▶ _SET EXERCISE_
Skip the pictures and extract all of the lines exactly as written.

▶ _SUPPLIED RECORDS_
- - - - - - -

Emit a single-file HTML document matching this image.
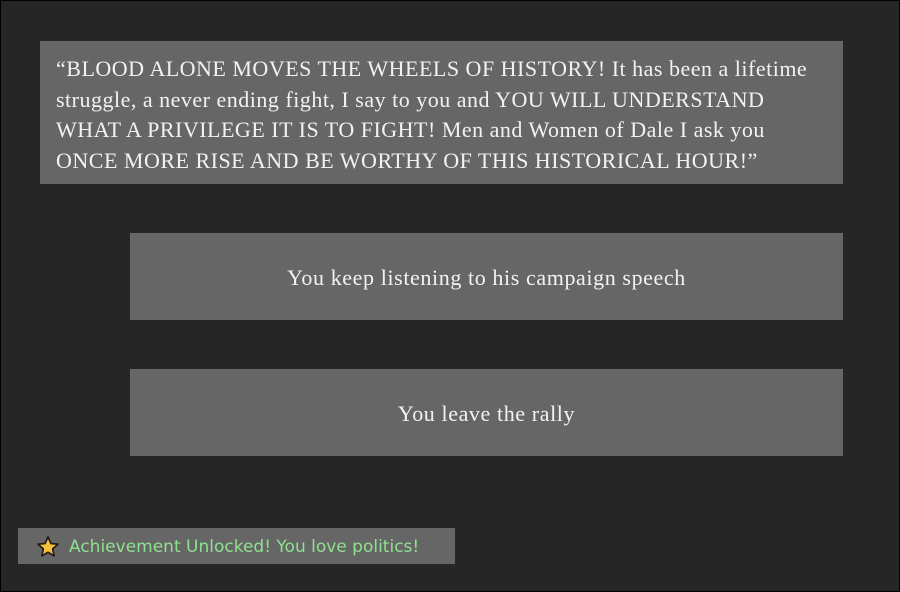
<!DOCTYPE html>
<html><head><meta charset="utf-8"><style>
html,body{margin:0;padding:0}
body{width:898px;height:590px;background:#262626;border:1px solid #000;position:relative;overflow:hidden;font-family:"Liberation Serif",serif;color:#f2f2f2}
.q{position:absolute;left:39px;top:40px;width:803px;height:143px;background:#666;box-sizing:border-box;padding:13px 16px;font-size:22px;line-height:30.5px;white-space:nowrap;letter-spacing:0.5px}
.b{position:absolute;left:129px;width:713px;height:87px;background:#666;font-size:22px;letter-spacing:0.6px;display:flex;align-items:center;justify-content:center;padding-top:2px;box-sizing:border-box}
.a{position:absolute;left:17px;top:527px;width:437px;height:36px;background:#666;font-family:"DejaVu Sans",sans-serif;font-size:17px;color:#8fe08f;display:flex;align-items:center;padding-top:2px;box-sizing:border-box}
</style></head><body>
<div class="q">“BLOOD ALONE MOVES THE WHEELS OF HISTORY! It has been a lifetime<br>struggle, a never ending fight, I say to you and YOU WILL UNDERSTAND<br>WHAT A PRIVILEGE IT IS TO FIGHT! Men and Women of Dale I ask you<br>ONCE MORE RISE AND BE WORTHY OF THIS HISTORICAL HOUR!”</div>
<div class="b" style="top:232px">You keep listening to his campaign speech</div>
<div class="b" style="top:368px">You leave the rally</div>
<div class="a"><svg width="24" height="24" viewBox="0 0 24 24" style="margin-left:18px;margin-right:9px"><path d="M12 2l2.9 6.6 7.1.6-5.4 4.7 1.6 7L12 17.2 5.8 20.9l1.6-7L2 9.2l7.1-.6z" fill="#f7c23a" stroke="#1a1a1a" stroke-width="1.6" stroke-linejoin="round"/></svg>Achievement Unlocked! You love politics!</div>
</body></html>
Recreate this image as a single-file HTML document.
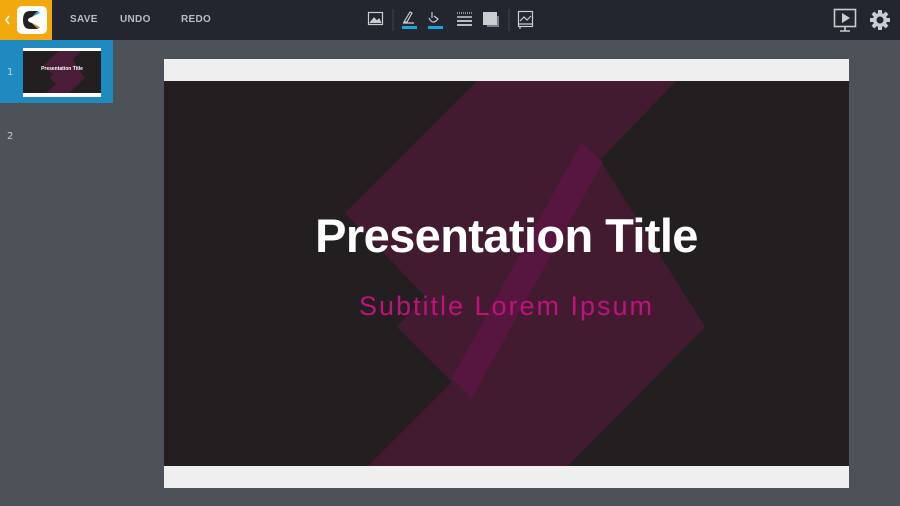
<!DOCTYPE html>
<html><head><style>
*{margin:0;padding:0;box-sizing:border-box}
body{width:900px;height:506px;overflow:hidden;background:#4d5158;font-family:"Liberation Sans",sans-serif;position:relative}
.top{position:absolute;left:0;top:0;width:900px;height:40px;background:#23262e}
.logo{position:absolute;left:0;top:0;width:52px;height:40px;background:#f1a90d}
.lbl{position:absolute;top:14px;font-size:10px;font-weight:bold;color:#b9bcc2;letter-spacing:.3px}
.sel{position:absolute;left:0;top:40px;width:113px;height:63px;background:#1f8ac0}
.num{position:absolute;font-size:10px;color:#c8ccd2;font-family:"DejaVu Sans",sans-serif}
.slide{position:absolute;left:164px;top:59px;width:685px;height:429px;background:#efefef}
.ic{position:absolute;top:0}
.t{position:absolute;left:0;width:685px;text-align:center;white-space:nowrap}
</style></head><body>
<div class="top"></div>
<div class="logo">
<svg width="52" height="40" viewBox="0 0 52 40">
<path d="M9 16 L6 20 L9 24" stroke="#fff" stroke-width="1.6" fill="none"/>
<rect x="17" y="6" width="30" height="28" rx="5" fill="#fff"/>
<path d="M38 11 L30 11 Q23 11 23 20 Q23 29 30 29 L38 29 L32 23 Q28 22 28 20 Q28 18 32 17 Z" fill="#222"/>
<path d="M38 11 L32 17 L40 13 Z" fill="#2bb0e8"/>
<path d="M38 29 L32 23 L40 27 Z" fill="#f08020"/>
</svg></div>
<div class="lbl" style="left:70px">SAVE</div>
<div class="lbl" style="left:120px">UNDO</div>
<div class="lbl" style="left:181px">REDO</div>
<svg class="ic" width="900" height="40" style="left:0">
<g fill="none" stroke="#c9ccd1" stroke-width="1.2">
<rect x="368.5" y="12.5" width="14" height="12"/>
<path d="M370 23 L374 18 L377 21 L379 19 L381 23" fill="#c9ccd1"/>
<line x1="393" y1="9" x2="393" y2="31" stroke="#3a3e46"/>
<path d="M404 22 L410 12 L412 13 L407 22 Z M403 23 L414 23"/>
<path d="M432 12 L432 18 M429 18 Q432 24 436 21 L438 19 L434 16"/>
<line x1="457" y1="13" x2="472" y2="13" stroke-dasharray="1 1"/>
<line x1="457" y1="17" x2="472" y2="17" stroke-width="1.5"/>
<line x1="457" y1="21" x2="472" y2="21" stroke-width="1.8"/>
<line x1="457" y1="25" x2="472" y2="25" stroke-width="1.8"/>
<line x1="509" y1="9" x2="509" y2="31" stroke="#3a3e46"/>
<rect x="518.5" y="11.5" width="14" height="15"/>
<path d="M520 21 L524 17 L527 20 L531 16" />
<path d="M518 24 L533 24 M520 27 L520 29"/>
<rect x="834.5" y="9.5" width="21" height="17" stroke-width="1.6"/>
<path d="M845 27 L845 31 M840 31 L850 31" stroke-width="1.6"/>
</g>
<rect x="402" y="26" width="15" height="3" fill="#1aa4e0"/>
<rect x="428" y="26" width="15" height="3" fill="#1aa4e0"/>
<rect x="483" y="12" width="14" height="13" fill="#c9ccd1"/>
<path d="M497 16 L499 16 L499 27 L487 27 L487 25 L497 25 Z" fill="#7a7d83"/>
<path d="M842 13 L850 18 L842 23 Z" fill="#c9ccd1"/>
<g transform="translate(880,20)" fill="#c9ccd1">
<circle r="7"/>
<rect x="-2" y="-10" width="4" height="20"/><rect x="-10" y="-2" width="20" height="4"/>
<rect x="-2" y="-10" width="4" height="20" transform="rotate(45)"/><rect x="-2" y="-10" width="4" height="20" transform="rotate(-45)"/>
<circle r="3.5" fill="#23262e"/>
</g>
</svg>
<div class="sel"></div>
<div class="num" style="left:7px;top:67px">1</div>
<div class="num" style="left:7px;top:131px">2</div>
<div style="position:absolute;left:23px;top:48px;width:78px;height:49px;background:#fff">
 <div style="position:absolute;left:0;top:3px;width:78px;height:42px;background:#231f20;overflow:hidden">
  <svg width="78" height="42" viewBox="164 81 685 385" preserveAspectRatio="none" style="position:absolute;left:0;top:0">
   <polygon fill="#4a1c38" points="478,80 677,80 600,160 705,327 567,467 367,467 452,382 397,327 425,296 345,213"/>
  </svg>
  <div style="position:absolute;left:0;top:15px;width:78px;text-align:center;color:#fff;font-size:5px;font-weight:bold">Presentation Title</div>
 </div>
</div>
<div class="slide">
 <div style="position:absolute;left:0;top:22px;width:685px;height:385px;background:#231f20;overflow:hidden">
  <svg width="685" height="385" viewBox="164 81 685 385" style="position:absolute;left:0;top:0">
   <polygon fill="#421b30" points="478,80 677,80 600,160 705,327 567,467 367,467 452,382 397,327 425,296 345,213"/>
   <polygon fill="#57163f" points="581,143 603,162 472,398 452,378"/>
  </svg>
  <div class="t" style="top:131px;color:#fff;font-size:47px;line-height:47px;font-weight:bold;letter-spacing:-0.6px">Presentation Title</div>
  <div class="t" style="top:212px;color:#c0127a;font-size:27px;line-height:27px;letter-spacing:2px">Subtitle Lorem Ipsum</div>
 </div>
</div>
</body></html>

- - - - - - -

▶ _ANSWER TO THIS EXERCISE_
Emit a single-file HTML document matching this image.
<!DOCTYPE html>
<html><head><meta charset="utf-8"><style>
html,body{margin:0;padding:0}
body{width:898px;height:590px;background:#262626;border:1px solid #000;position:relative;overflow:hidden;font-family:"Liberation Serif",serif;color:#f2f2f2}
.q{position:absolute;left:39px;top:40px;width:803px;height:143px;background:#666;box-sizing:border-box;padding:13px 16px;font-size:22px;line-height:30.5px;white-space:nowrap;letter-spacing:0.5px}
.b{position:absolute;left:129px;width:713px;height:87px;background:#666;font-size:22px;letter-spacing:0.6px;display:flex;align-items:center;justify-content:center;padding-top:2px;box-sizing:border-box}
.a{position:absolute;left:17px;top:527px;width:437px;height:36px;background:#666;font-family:"DejaVu Sans",sans-serif;font-size:17px;color:#8fe08f;display:flex;align-items:center;padding-top:2px;box-sizing:border-box}
</style></head><body>
<div class="q">“BLOOD ALONE MOVES THE WHEELS OF HISTORY! It has been a lifetime<br>struggle, a never ending fight, I say to you and YOU WILL UNDERSTAND<br>WHAT A PRIVILEGE IT IS TO FIGHT! Men and Women of Dale I ask you<br>ONCE MORE RISE AND BE WORTHY OF THIS HISTORICAL HOUR!”</div>
<div class="b" style="top:232px">You keep listening to his campaign speech</div>
<div class="b" style="top:368px">You leave the rally</div>
<div class="a"><svg width="24" height="24" viewBox="0 0 24 24" style="margin-left:18px;margin-right:9px"><path d="M12 2l2.9 6.6 7.1.6-5.4 4.7 1.6 7L12 17.2 5.8 20.9l1.6-7L2 9.2l7.1-.6z" fill="#f7c23a" stroke="#1a1a1a" stroke-width="1.6" stroke-linejoin="round"/></svg>Achievement Unlocked! You love politics!</div>
</body></html>
Recreate this image as a single-file HTML document.
<!DOCTYPE html>
<html><head><style>
*{margin:0;padding:0;box-sizing:border-box}
body{width:900px;height:506px;overflow:hidden;background:#4d5158;font-family:"Liberation Sans",sans-serif;position:relative}
.top{position:absolute;left:0;top:0;width:900px;height:40px;background:#23262e}
.logo{position:absolute;left:0;top:0;width:52px;height:40px;background:#f1a90d}
.lbl{position:absolute;top:14px;font-size:10px;font-weight:bold;color:#b9bcc2;letter-spacing:.3px}
.sel{position:absolute;left:0;top:40px;width:113px;height:63px;background:#1f8ac0}
.num{position:absolute;font-size:10px;color:#c8ccd2;font-family:"DejaVu Sans",sans-serif}
.slide{position:absolute;left:164px;top:59px;width:685px;height:429px;background:#efefef}
.ic{position:absolute;top:0}
.t{position:absolute;left:0;width:685px;text-align:center;white-space:nowrap}
</style></head><body>
<div class="top"></div>
<div class="logo">
<svg width="52" height="40" viewBox="0 0 52 40">
<path d="M9 16 L6 20 L9 24" stroke="#fff" stroke-width="1.6" fill="none"/>
<rect x="17" y="6" width="30" height="28" rx="5" fill="#fff"/>
<path d="M38 11 L30 11 Q23 11 23 20 Q23 29 30 29 L38 29 L32 23 Q28 22 28 20 Q28 18 32 17 Z" fill="#222"/>
<path d="M38 11 L32 17 L40 13 Z" fill="#2bb0e8"/>
<path d="M38 29 L32 23 L40 27 Z" fill="#f08020"/>
</svg></div>
<div class="lbl" style="left:70px">SAVE</div>
<div class="lbl" style="left:120px">UNDO</div>
<div class="lbl" style="left:181px">REDO</div>
<svg class="ic" width="900" height="40" style="left:0">
<g fill="none" stroke="#c9ccd1" stroke-width="1.2">
<rect x="368.5" y="12.5" width="14" height="12"/>
<path d="M370 23 L374 18 L377 21 L379 19 L381 23" fill="#c9ccd1"/>
<line x1="393" y1="9" x2="393" y2="31" stroke="#3a3e46"/>
<path d="M404 22 L410 12 L412 13 L407 22 Z M403 23 L414 23"/>
<path d="M432 12 L432 18 M429 18 Q432 24 436 21 L438 19 L434 16"/>
<line x1="457" y1="13" x2="472" y2="13" stroke-dasharray="1 1"/>
<line x1="457" y1="17" x2="472" y2="17" stroke-width="1.5"/>
<line x1="457" y1="21" x2="472" y2="21" stroke-width="1.8"/>
<line x1="457" y1="25" x2="472" y2="25" stroke-width="1.8"/>
<line x1="509" y1="9" x2="509" y2="31" stroke="#3a3e46"/>
<rect x="518.5" y="11.5" width="14" height="15"/>
<path d="M520 21 L524 17 L527 20 L531 16" />
<path d="M518 24 L533 24 M520 27 L520 29"/>
<rect x="834.5" y="9.5" width="21" height="17" stroke-width="1.6"/>
<path d="M845 27 L845 31 M840 31 L850 31" stroke-width="1.6"/>
</g>
<rect x="402" y="26" width="15" height="3" fill="#1aa4e0"/>
<rect x="428" y="26" width="15" height="3" fill="#1aa4e0"/>
<rect x="483" y="12" width="14" height="13" fill="#c9ccd1"/>
<path d="M497 16 L499 16 L499 27 L487 27 L487 25 L497 25 Z" fill="#7a7d83"/>
<path d="M842 13 L850 18 L842 23 Z" fill="#c9ccd1"/>
<g transform="translate(880,20)" fill="#c9ccd1">
<circle r="7"/>
<rect x="-2" y="-10" width="4" height="20"/><rect x="-10" y="-2" width="20" height="4"/>
<rect x="-2" y="-10" width="4" height="20" transform="rotate(45)"/><rect x="-2" y="-10" width="4" height="20" transform="rotate(-45)"/>
<circle r="3.5" fill="#23262e"/>
</g>
</svg>
<div class="sel"></div>
<div class="num" style="left:7px;top:67px">1</div>
<div class="num" style="left:7px;top:131px">2</div>
<div style="position:absolute;left:23px;top:48px;width:78px;height:49px;background:#fff">
 <div style="position:absolute;left:0;top:3px;width:78px;height:42px;background:#231f20;overflow:hidden">
  <svg width="78" height="42" viewBox="164 81 685 385" preserveAspectRatio="none" style="position:absolute;left:0;top:0">
   <polygon fill="#4a1c38" points="478,80 677,80 600,160 705,327 567,467 367,467 452,382 397,327 425,296 345,213"/>
  </svg>
  <div style="position:absolute;left:0;top:15px;width:78px;text-align:center;color:#fff;font-size:5px;font-weight:bold">Presentation Title</div>
 </div>
</div>
<div class="slide">
 <div style="position:absolute;left:0;top:22px;width:685px;height:385px;background:#231f20;overflow:hidden">
  <svg width="685" height="385" viewBox="164 81 685 385" style="position:absolute;left:0;top:0">
   <polygon fill="#421b30" points="478,80 677,80 600,160 705,327 567,467 367,467 452,382 397,327 425,296 345,213"/>
   <polygon fill="#57163f" points="581,143 603,162 472,398 452,378"/>
  </svg>
  <div class="t" style="top:131px;color:#fff;font-size:47px;line-height:47px;font-weight:bold;letter-spacing:-0.6px">Presentation Title</div>
  <div class="t" style="top:212px;color:#c0127a;font-size:27px;line-height:27px;letter-spacing:2px">Subtitle Lorem Ipsum</div>
 </div>
</div>
</body></html>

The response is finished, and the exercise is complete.